:: Excerpted data ::
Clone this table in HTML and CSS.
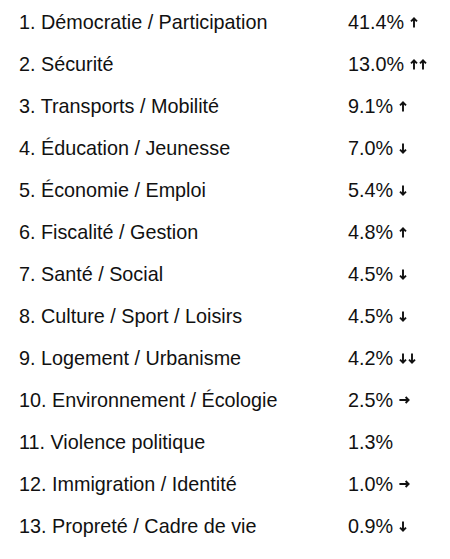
:::
:: Excerpted data ::
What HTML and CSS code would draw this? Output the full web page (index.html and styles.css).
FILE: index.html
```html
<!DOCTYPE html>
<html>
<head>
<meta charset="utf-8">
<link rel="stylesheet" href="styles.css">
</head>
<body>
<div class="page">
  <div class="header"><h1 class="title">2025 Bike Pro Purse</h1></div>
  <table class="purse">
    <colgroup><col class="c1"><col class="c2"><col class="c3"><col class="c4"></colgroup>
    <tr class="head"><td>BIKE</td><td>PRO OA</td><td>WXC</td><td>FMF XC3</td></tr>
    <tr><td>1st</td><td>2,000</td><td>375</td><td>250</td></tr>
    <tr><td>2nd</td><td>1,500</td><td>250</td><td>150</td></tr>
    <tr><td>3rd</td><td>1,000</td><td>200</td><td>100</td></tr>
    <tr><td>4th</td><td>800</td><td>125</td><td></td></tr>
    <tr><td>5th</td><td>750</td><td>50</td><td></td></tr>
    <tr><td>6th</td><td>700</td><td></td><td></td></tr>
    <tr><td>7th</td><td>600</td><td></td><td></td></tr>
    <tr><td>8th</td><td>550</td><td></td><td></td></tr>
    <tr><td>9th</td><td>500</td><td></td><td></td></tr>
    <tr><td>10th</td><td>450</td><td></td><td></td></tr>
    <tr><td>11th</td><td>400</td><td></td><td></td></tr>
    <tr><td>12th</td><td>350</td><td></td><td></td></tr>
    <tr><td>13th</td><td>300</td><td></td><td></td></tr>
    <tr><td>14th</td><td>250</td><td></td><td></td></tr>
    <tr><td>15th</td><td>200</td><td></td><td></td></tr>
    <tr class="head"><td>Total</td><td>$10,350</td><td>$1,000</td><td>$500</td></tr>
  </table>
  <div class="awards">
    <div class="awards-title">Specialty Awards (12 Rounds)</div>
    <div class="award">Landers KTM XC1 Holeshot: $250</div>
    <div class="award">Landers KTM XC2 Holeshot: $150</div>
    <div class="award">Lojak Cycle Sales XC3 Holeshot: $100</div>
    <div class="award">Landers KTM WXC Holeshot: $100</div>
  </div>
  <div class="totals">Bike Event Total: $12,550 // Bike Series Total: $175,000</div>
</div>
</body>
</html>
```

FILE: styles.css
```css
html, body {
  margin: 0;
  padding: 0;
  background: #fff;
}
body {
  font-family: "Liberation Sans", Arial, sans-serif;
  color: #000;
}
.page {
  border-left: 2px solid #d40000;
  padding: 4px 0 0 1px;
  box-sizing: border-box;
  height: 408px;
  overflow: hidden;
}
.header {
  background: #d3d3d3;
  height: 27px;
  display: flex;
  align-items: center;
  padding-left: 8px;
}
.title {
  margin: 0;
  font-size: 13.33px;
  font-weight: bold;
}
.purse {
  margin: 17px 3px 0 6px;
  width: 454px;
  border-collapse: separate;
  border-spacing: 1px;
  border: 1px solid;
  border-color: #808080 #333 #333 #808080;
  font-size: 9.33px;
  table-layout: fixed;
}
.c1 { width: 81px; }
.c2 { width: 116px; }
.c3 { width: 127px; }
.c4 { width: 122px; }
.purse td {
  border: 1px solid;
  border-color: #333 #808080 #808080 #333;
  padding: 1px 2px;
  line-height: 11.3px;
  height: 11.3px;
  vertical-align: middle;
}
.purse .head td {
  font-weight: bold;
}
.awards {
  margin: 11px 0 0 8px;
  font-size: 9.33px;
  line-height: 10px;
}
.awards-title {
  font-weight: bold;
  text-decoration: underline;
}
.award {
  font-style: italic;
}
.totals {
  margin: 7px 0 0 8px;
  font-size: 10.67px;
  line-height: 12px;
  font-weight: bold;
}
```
:::
:: Excerpted data ::
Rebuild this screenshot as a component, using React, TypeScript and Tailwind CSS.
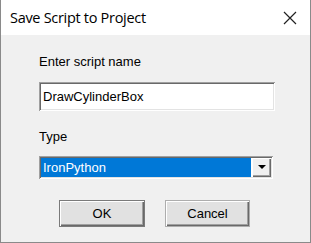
:::
Directive: Copy each line above that contains the word "table".

Final result:
Clone this table in HTML and CSS.
  <table class="purse">
  </table>
  table-layout: fixed;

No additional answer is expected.